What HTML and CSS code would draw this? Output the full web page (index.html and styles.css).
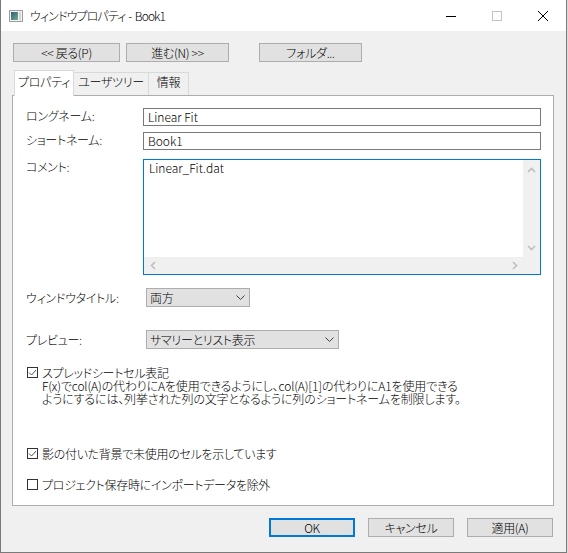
FILE: index.html
```html
<!DOCTYPE html>
<html lang="ja">
  <head>
    <meta charset="UTF-8" />
    <title>ウィンドウプロパティ - Book1</title>
    <link rel="stylesheet" href="styles.css">
  </head>

  <body>
    <div class="window">
      <header class="titlebar">
        <svg class="app-icon" width="14" height="12" viewBox="0 0 14 12">
          <defs>
            <linearGradient id="appGrad" x1="0" y1="0" x2="1" y2="1">
              <stop offset="0" stop-color="#2f5f78" />
              <stop offset="1" stop-color="#6fae8c" />
            </linearGradient>
          </defs>
          <rect x="0.5" y="0.5" width="13" height="11" fill="#f4f4f4" stroke="#9c9c9c" />
          <rect x="2" y="2" width="7" height="8" fill="url(#appGrad)" />
          <rect x="10" y="2" width="2" height="8" fill="#d6d6d6" />
        </svg>
        <span class="title">ウィンドウプロパティ<span class="title-sep"> - </span>Book1</span>
        <div class="caption">
          <span class="cap-btn">
            <svg width="10" height="10" viewBox="0 0 10 10"><path d="M0 5.5h10" stroke="#000" /></svg>
          </span>
          <span class="cap-btn">
            <svg width="10" height="10" viewBox="0 0 10 10"><rect x="0.5" y="0.5" width="9" height="9" fill="none" stroke="#c4c4c4" /></svg>
          </span>
          <span class="cap-btn">
            <svg width="10" height="10" viewBox="0 0 10 10"><path d="M0 0l10 10M10 0L0 10" stroke="#000" /></svg>
          </span>
        </div>
      </header>

      <div class="client">
        <div class="nav-row">
          <button class="btn btn-back">&lt;&lt; 戻る(P)</button>
          <button class="btn btn-next">進む(N) &gt;&gt;</button>
          <button class="btn btn-folder">フォルダ...</button>
        </div>

        <div class="tabs">
          <div class="tab active">プロパティ</div>
          <div class="tab tab-tree">ユーザツリー</div>
          <div class="tab tab-info">情報</div>
        </div>

        <div class="panel">
          <div class="field-row">
            <span class="field-label">ロングネーム:</span>
            <div class="edit">Linear Fit</div>
          </div>

          <div class="field-row row-short">
            <span class="field-label">ショートネーム:</span>
            <div class="edit">Book1</div>
          </div>

          <div class="field-row row-comment">
            <span class="field-label">コメント:</span>
            <div class="memo">
              <div class="memo-text">Linear_Fit.dat</div>
              <div class="vscroll">
                <svg width="9" height="6" viewBox="0 0 9 6"><path d="M1 5l3.5-3.5L8 5" fill="none" stroke="#bfbfbf" stroke-width="1.6" /></svg>
                <svg width="9" height="6" viewBox="0 0 9 6"><path d="M1 1l3.5 3.5L8 1" fill="none" stroke="#bfbfbf" stroke-width="1.6" /></svg>
              </div>
              <div class="hscroll">
                <svg width="6" height="9" viewBox="0 0 6 9"><path d="M5 1L1.5 4.5 5 8" fill="none" stroke="#bfbfbf" stroke-width="1.6" /></svg>
                <svg width="6" height="9" viewBox="0 0 6 9"><path d="M1 1l3.5 3.5L1 8" fill="none" stroke="#bfbfbf" stroke-width="1.6" /></svg>
              </div>
              <div class="corner"></div>
            </div>
          </div>

          <div class="field-row combo-row row-wintitle">
            <span class="field-label">ウィンドウタイトル:</span>
            <div class="combo combo-short">
              <span>両方</span>
              <svg width="9" height="5" viewBox="0 0 9 5"><path d="M0.5 0.5l4 4 4-4" fill="none" stroke="#404040" /></svg>
            </div>
          </div>

          <div class="field-row combo-row row-preview">
            <span class="field-label">プレビュー:</span>
            <div class="combo combo-long">
              <span>サマリーとリスト表示</span>
              <svg width="9" height="5" viewBox="0 0 9 5"><path d="M0.5 0.5l4 4 4-4" fill="none" stroke="#404040" /></svg>
            </div>
          </div>

          <div class="check-row row-cellnotation">
            <svg class="checkbox" width="11" height="11" viewBox="0 0 11 11">
              <rect x="0.5" y="0.5" width="10" height="10" fill="#fff" stroke="#333" />
              <path d="M2 5.5l2.5 2.5L9 3" fill="none" stroke="#555" />
            </svg>
            <div class="check-text">
              <div>スプレッドシートセル表記</div>
              <div class="desc">F(x)でcol(A)の代わりにAを使用できるようにし、col(A)[1]の代わりにA1を使用できる</div>
              <div class="desc">ようにするには、列挙された列の文字となるように列のショートネームを制限します。</div>
            </div>
          </div>

          <div class="check-row row-shade">
            <svg class="checkbox" width="11" height="11" viewBox="0 0 11 11">
              <rect x="0.5" y="0.5" width="10" height="10" fill="#fff" stroke="#333" />
              <path d="M2 5.5l2.5 2.5L9 3" fill="none" stroke="#555" />
            </svg>
            <div class="check-text">影の付いた背景で未使用のセルを示しています</div>
          </div>

          <div class="check-row row-exclude">
            <svg class="checkbox" width="11" height="11" viewBox="0 0 11 11">
              <rect x="0.5" y="0.5" width="10" height="10" fill="#fff" stroke="#333" />
            </svg>
            <div class="check-text">プロジェクト保存時にインポートデータを除外</div>
          </div>
        </div>

        <div class="footer">
          <button class="btn btn-dialog btn-default">OK</button>
          <button class="btn btn-dialog">キャンセル</button>
          <button class="btn btn-dialog">適用(A)</button>
        </div>
      </div>
    </div>
  </body>
</html>
```

FILE: styles.css
```css
* {
  box-sizing: border-box;
  margin: 0;
  padding: 0;
}

body {
  font-family: "Noto Sans CJK JP", sans-serif;
  font-size: 12px;
  font-weight: 300;
  line-height: 16px;
  letter-spacing: -0.3px;
  font-feature-settings: "palt";
  color: #000;
  background: #dcdcdc;
  width: 568px;
  height: 553px;
  overflow: hidden;
}

/* Window frame */
.window {
  width: 567px;
  height: 553px;
  border: 1px solid #7a7a7a;
  border-top: none;
  background: #f0f0f0;
  display: flex;
  flex-direction: column;
}

.titlebar {
  height: 31px;
  background: #fff;
  display: flex;
  align-items: center;
  flex-shrink: 0;
}

.app-icon {
  margin-left: 8px;
}

.title {
  margin-left: 7px;
  letter-spacing: -0.9px;
}

.title-sep {
  letter-spacing: 0;
}

.caption {
  margin-left: auto;
  height: 100%;
  display: flex;
}

.cap-btn {
  width: 46px;
  display: flex;
  align-items: center;
  justify-content: center;
}

/* Buttons */
.btn {
  font: inherit;
  letter-spacing: inherit;
  color: #000;
  height: 19px;
  background: #e1e1e1;
  border: 1px solid #adadad;
  line-height: 16px;
  display: flex;
  align-items: center;
  justify-content: center;
}

.nav-row {
  display: flex;
  margin: 12px 0 0 12px;
}

.btn-back {
  width: 107px;
}

.btn-next {
  width: 103px;
  margin-left: 6px;
}

.btn-folder {
  width: 103px;
  margin-left: 30px;
}

/* Tabs */
.tabs {
  display: flex;
  align-items: flex-end;
  height: 25px;
  margin: 8px 0 0 13px;
  position: relative;
  z-index: 1;
}

.tab {
  height: 23px;
  padding-top: 1px;
  text-align: center;
  background: #f0f0f0;
  border-top: 1px solid #d9d9d9;
  border-right: 1px solid #d9d9d9;
}

.tab.active {
  width: 60px;
  height: 26px;
  margin-bottom: -1px;
  padding-top: 3px;
  background: #fff;
  border: 1px solid #d9d9d9;
  border-bottom: none;
}

.tab-tree {
  width: 75px;
}

.tab-info {
  width: 40px;
}

/* Property page */
.panel {
  margin-left: 11px;
  width: 542px;
  height: 411px;
  background: #fff;
  border: 1px solid #adadad;
  padding: 12px 12px 0 13px;
}

.field-row {
  display: flex;
}

.field-label {
  width: 117px;
  flex-shrink: 0;
}

.row-short {
  margin-top: 6px;
}

.row-comment {
  margin-top: 9px;
}

.edit {
  flex: 1;
  height: 18px;
  border: 1px solid #7a7a7a;
  padding-left: 4px;
  letter-spacing: 0;
}

.memo {
  flex: 1;
  height: 116px;
  border: 1px solid #0078d7;
  display: grid;
  grid-template-columns: 1fr 17px;
  grid-template-rows: 1fr 17px;
}

.memo-text {
  padding: 0 0 0 5px;
  letter-spacing: 0;
}

.vscroll {
  background: #f0f0f0;
  display: flex;
  flex-direction: column;
  justify-content: space-between;
  align-items: center;
  padding: 7px 0 6px;
}

.hscroll {
  background: #f0f0f0;
  display: flex;
  justify-content: space-between;
  align-items: center;
  padding: 0 5px 0 6px;
}

.corner {
  background: #f0f0f0;
}

.combo-row {
  align-items: center;
}

.row-wintitle {
  margin-top: 13px;
}

.row-preview {
  margin-top: 23px;
}

.combo {
  height: 19px;
  margin-left: 3px;
  background: #e1e1e1;
  border: 1px solid #adadad;
  display: flex;
  align-items: center;
  justify-content: space-between;
  padding: 0 4px 0 3px;
}

.combo-short {
  width: 104px;
}

.combo-long {
  width: 193px;
}

/* Check boxes */
.check-row {
  display: flex;
  align-items: flex-start;
  line-height: 13px;
}

.checkbox {
  margin: 1px 4px 0 1px;
  flex-shrink: 0;
}

.check-text .desc {
  letter-spacing: -0.15px;
}

.row-cellnotation {
  margin-top: 17px;
}

.row-shade {
  margin-top: 42px;
}

.row-exclude {
  margin-top: 18px;
}

/* Dialog buttons */
.footer {
  display: flex;
  justify-content: flex-end;
  gap: 13px;
  margin-top: 12px;
  padding-right: 13px;
}

.btn-dialog {
  width: 86px;
}

.btn-default {
  border: 2px solid #0078d7;
}
```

★ ★ ★ ★

* [Task instructions]:
Extract all lines from the data in which "styles" is found.

* [Worked solution]:
What HTML and CSS code would draw this? Output the full web page (index.html and styles.css).
    <link rel="stylesheet" href="styles.css">
FILE: styles.css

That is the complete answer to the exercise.